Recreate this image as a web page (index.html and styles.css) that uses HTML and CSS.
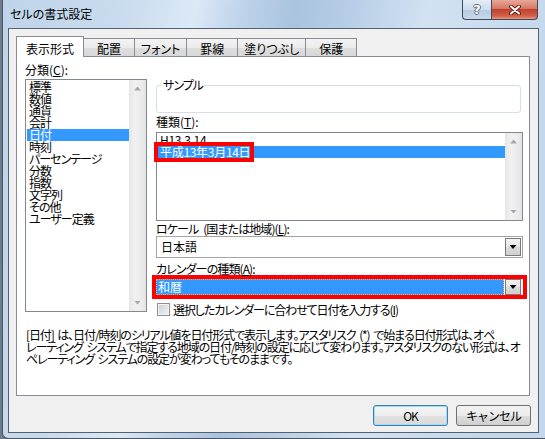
FILE: index.html
```html
<!DOCTYPE html>
<html lang="ja">
<head>
    <meta charset="UTF-8">
    <meta name="viewport" content="width=device-width, initial-scale=1.0">
    <title>セルの書式設定</title>
    <link rel="stylesheet" href="styles.css">
</head>
<body>
    <div class="window">
        <div class="titlebar">
            <span class="title">セルの書式設定</span>
            <div class="caption-buttons">
                <div class="cap-btn help">?</div>
                <div class="cap-btn close">
                    <svg width="12" height="10" viewBox="0 0 12 10">
                        <path d="M2 1.5 L10 8.5 M10 1.5 L2 8.5" stroke="#6b1e14" stroke-width="4" stroke-linecap="round"/>
                        <path d="M2 1.5 L10 8.5 M10 1.5 L2 8.5" stroke="#fff" stroke-width="2" stroke-linecap="round"/>
                    </svg>
                </div>
            </div>
        </div>

        <div class="client">
            <div class="tabs">
                <div class="tab active">表示形式</div>
                <div class="tab">配置</div>
                <div class="tab">フォント</div>
                <div class="tab">罫線</div>
                <div class="tab">塗りつぶし</div>
                <div class="tab">保護</div>
            </div>

            <div class="panel">
                <div class="cols">
                    <div class="col-left">
                        <div class="label cat-label">分類(<u>C</u>):</div>
                        <div class="listbox categories">
                            <ul class="items">
                                <li>標準</li>
                                <li>数値</li>
                                <li>通貨</li>
                                <li>会計</li>
                                <li class="selected">日付</li>
                                <li>時刻</li>
                                <li>パーセンテージ</li>
                                <li>分数</li>
                                <li>指数</li>
                                <li>文字列</li>
                                <li>その他</li>
                                <li>ユーザー定義</li>
                            </ul>
                            <div class="scrollbar">
                                <span class="sb-btn up"></span>
                                <span class="sb-btn down"></span>
                            </div>
                        </div>
                    </div>

                    <div class="col-right">
                        <fieldset class="sample">
                            <legend>サンプル</legend>
                            <div class="sample-body"></div>
                        </fieldset>

                        <div class="label type-label">種類(<u>T</u>):</div>
                        <div class="listbox types">
                            <ul class="items">
                                <li>H13.3.14</li>
                                <li class="selected"><span class="mark">平成13年3月14日</span></li>
                            </ul>
                            <div class="scrollbar">
                                <span class="sb-btn up"></span>
                                <span class="sb-btn down"></span>
                            </div>
                        </div>

                        <div class="label locale-label">ロケール (国または地域)(<u>L</u>):</div>
                        <div class="combo">
                            <span class="combo-text">日本語</span>
                            <span class="drop"></span>
                        </div>

                        <div class="label calendar-label">カレンダーの種類(<u>A</u>):</div>
                        <div class="combo marked">
                            <span class="combo-text selected">和暦</span>
                            <span class="drop"></span>
                        </div>

                        <label class="check">
                            <span class="box"></span>
                            <span>選択したカレンダーに合わせて日付を入力する(<u>I</u>)</span>
                        </label>
                    </div>
                </div>

                <p class="note">
                    [日付] は、日付/時刻のシリアル値を日付形式で表示します。アスタリスク (*) で始まる日付形式は、オペ<br>
                    レーティング システムで指定する地域の日付/時刻の設定に応じて変わります。アスタリスクのない形式は、オ<br>
                    ペレーティング システムの設定が変わってもそのままです。
                </p>
            </div>

            <div class="buttons">
                <button class="btn default">OK</button>
                <button class="btn">キャンセル</button>
            </div>
        </div>
    </div>
</body>
</html>
```

FILE: styles.css
```css
* {
    box-sizing: border-box;
}

body {
    margin: 0;
    background: #6d7b8a;
    font-family: "Noto Sans CJK JP", sans-serif;
    font-size: 12px;
    line-height: 12px;
    color: #000;
    font-feature-settings: "palt";
    overflow: hidden;
}

/* Window frame */
.window {
    margin-left: 2px;
    height: 439px;
    display: flex;
    flex-direction: column;
    border-left: 1px solid #4a5663;
    border-bottom: 1px solid #4a5663;
    border-bottom-left-radius: 6px;
    background: linear-gradient(100deg, #bfd4ea 0, #c9dbee 120px, #dce9f6 190px, #c2d6ec 230px, #a9c3df 290px, #b7cde6 340px, #d2e2f2 420px, #c4d8ed 545px);
}

.titlebar {
    height: 28px;
    display: flex;
    align-items: flex-start;
    padding-left: 7px;
}

.title {
    margin-top: 8px;
    font-size: 12px;
}

.caption-buttons {
    margin-left: auto;
    margin-right: 7px;
    display: flex;
}

.cap-btn {
    height: 20px;
    border: 1px solid #3d4a5a;
    border-top: none;
    display: flex;
    align-items: center;
    justify-content: center;
}

.cap-btn.help {
    width: 29px;
    border-right: none;
    border-bottom-left-radius: 4px;
    background: linear-gradient(#e4edf7, #cddcec 50%, #b7cbe2 51%, #c8d8ea);
    color: #fff;
    font-family: "DejaVu Sans", sans-serif;
    font-weight: bold;
    font-size: 13px;
    text-shadow: 1px 0 #5d6b7b, -1px 0 #5d6b7b, 0 1px #5d6b7b, 0 -1px #5d6b7b;
}

.cap-btn.close {
    width: 47px;
    border-bottom-right-radius: 4px;
    background: linear-gradient(#e9a797, #d47866 45%, #c2412e 50%, #d2604b 85%, #e49a86);
}

/* Dialog body */
.client {
    flex: 1;
    margin: 0 6px 5px 5px;
    border: 1px solid #55616e;
    background: #f0f0f0;
    display: flex;
    flex-direction: column;
}

.tabs {
    display: flex;
    align-items: flex-end;
    height: 20px;
    margin: 7px 0 0 7px;
}

.tab {
    height: 18px;
    min-width: 52px;
    padding: 4px 6px 0;
    text-align: center;
    border: 1px solid #898c95;
    border-bottom: none;
    background: linear-gradient(#f3f3f3, #ebebeb 50%, #dedede 51%, #d8d8d8);
}

.tab + .tab {
    margin-left: -1px;
}

.tab.active {
    position: relative;
    z-index: 1;
    height: 21px;
    padding: 6px 9px 0;
    margin-bottom: -1px;
    background: #fff;
}

.panel {
    height: 340px;
    margin: 0 8px 0 7px;
    padding: 7px 6px 0 8px;
    border: 1px solid #898c95;
    background: #fff;
}

.cols {
    display: flex;
    gap: 9px;
}

.col-left {
    width: 122px;
}

.col-right {
    flex: 1;
}

.label {
    height: 12px;
    white-space: nowrap;
}

.cat-label {
    margin-bottom: 3px;
}

.type-label {
    margin: 3px 0 4px;
}

.locale-label {
    margin: 2px 0 1px;
    letter-spacing: -0.9px;
    word-spacing: 3px;
}

.calendar-label {
    margin-top: 5px;
    letter-spacing: -0.9px;
}

/* List boxes */
.listbox {
    display: flex;
    border: 1px solid #828790;
    background: #fff;
}

.listbox.categories {
    height: 233px;
    letter-spacing: -1px;
}

.listbox.types {
    height: 89px;
    letter-spacing: -0.3px;
}

.items {
    flex: 1;
    list-style: none;
    margin: 0;
    padding: 1px 0 0 1px;
}

.items li {
    height: 12px;
    padding: 0 2px;
    white-space: nowrap;
}

.items li.selected {
    background: #3399ff;
    color: #fff;
}

.types .items li.selected {
    padding-left: 0;
}

.mark {
    display: inline-block;
    height: 12px;
    padding-left: 2px;
    outline: 4px solid #f00;
}

.scrollbar {
    width: 17px;
    display: flex;
    flex-direction: column;
    justify-content: space-between;
    background: linear-gradient(90deg, #e6e6e6, #f1f1f1 35%, #ececec 70%, #e4e4e4);
}

.sb-btn {
    height: 17px;
    display: flex;
    align-items: center;
    justify-content: center;
}

.sb-btn::after {
    content: "";
    width: 7px;
    height: 4px;
    background: #a7a7a7;
}

.sb-btn.up::after {
    clip-path: polygon(50% 0, 100% 100%, 0 100%);
}

.sb-btn.down::after {
    clip-path: polygon(0 0, 100% 0, 50% 100%);
}

/* Sample group box */
.sample {
    margin: 15px 2px 0 0;
    padding: 0 0 0 5px;
    min-width: 0;
    border: 1px solid #d5dfe5;
    border-radius: 3px;
}

.sample legend {
    padding: 0 1px;
    line-height: 12px;
    letter-spacing: -1px;
}

.sample-body {
    height: 21px;
}

/* Combo boxes */
.combo {
    height: 22px;
    display: flex;
    padding: 1px;
    border: 1px solid #a5a5a5;
    background: #fff;
}

.combo-text {
    flex: 1;
    display: flex;
    align-items: center;
    padding-left: 3px;
}

.drop {
    width: 16px;
    display: flex;
    align-items: center;
    justify-content: center;
    border: 1px solid #7a7a7a;
    background: linear-gradient(#f3f3f3, #e6e6e6 50%, #d9d9d9 51%, #d0d0d0);
}

.drop::after {
    content: "";
    width: 7px;
    height: 4px;
    background: #000;
    clip-path: polygon(0 0, 100% 0, 50% 100%);
}

.combo.marked {
    height: 24px;
    margin: 0 -4px;
    padding: 0 2px 0 0;
    border: 4px solid #f00;
}

.combo-text.selected {
    margin-right: 1px;
    padding-left: 2px;
    background: #3399ff;
    color: #fff;
    outline: 1px dotted #f2a955;
    outline-offset: -1px;
}

/* Check box */
.check {
    display: flex;
    align-items: center;
    gap: 3px;
    height: 13px;
    margin: 4px 0 0 1px;
    white-space: nowrap;
    letter-spacing: -1.1px;
}

.check .box {
    width: 13px;
    height: 13px;
    border: 1px solid #8f8f8f;
    background: linear-gradient(135deg, #c9ced4, #f3f3f3);
    box-shadow: inset 0 0 0 1px #f4f4f4;
}

.note {
    margin: 13px 0 0 1px;
    white-space: nowrap;
    letter-spacing: -1.1px;
    word-spacing: 2px;
}

/* Dialog buttons */
.buttons {
    display: flex;
    justify-content: flex-end;
    gap: 8px;
    margin-top: 9px;
    padding-right: 7px;
}

.btn {
    width: 75px;
    height: 21px;
    padding: 0;
    border: 1px solid #707070;
    border-radius: 3px;
    background: linear-gradient(#f2f2f2, #ebebeb 50%, #dddddd 51%, #cfcfcf);
    font-family: inherit;
    font-size: 12px;
    line-height: 12px;
    letter-spacing: -1px;
    color: #000;
}

.btn.default {
    border-color: #3c7fb1;
    box-shadow: inset 0 0 0 1px #9fdcf5;
    background: linear-gradient(#f4f4f4, #eeeeee 50%, #e2e2e2 51%, #d9d9d9);
}
```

> [Instructions for the task]:
Reply with one number only, the count of lines above that hold the string "styles".

> [Written answer]:
3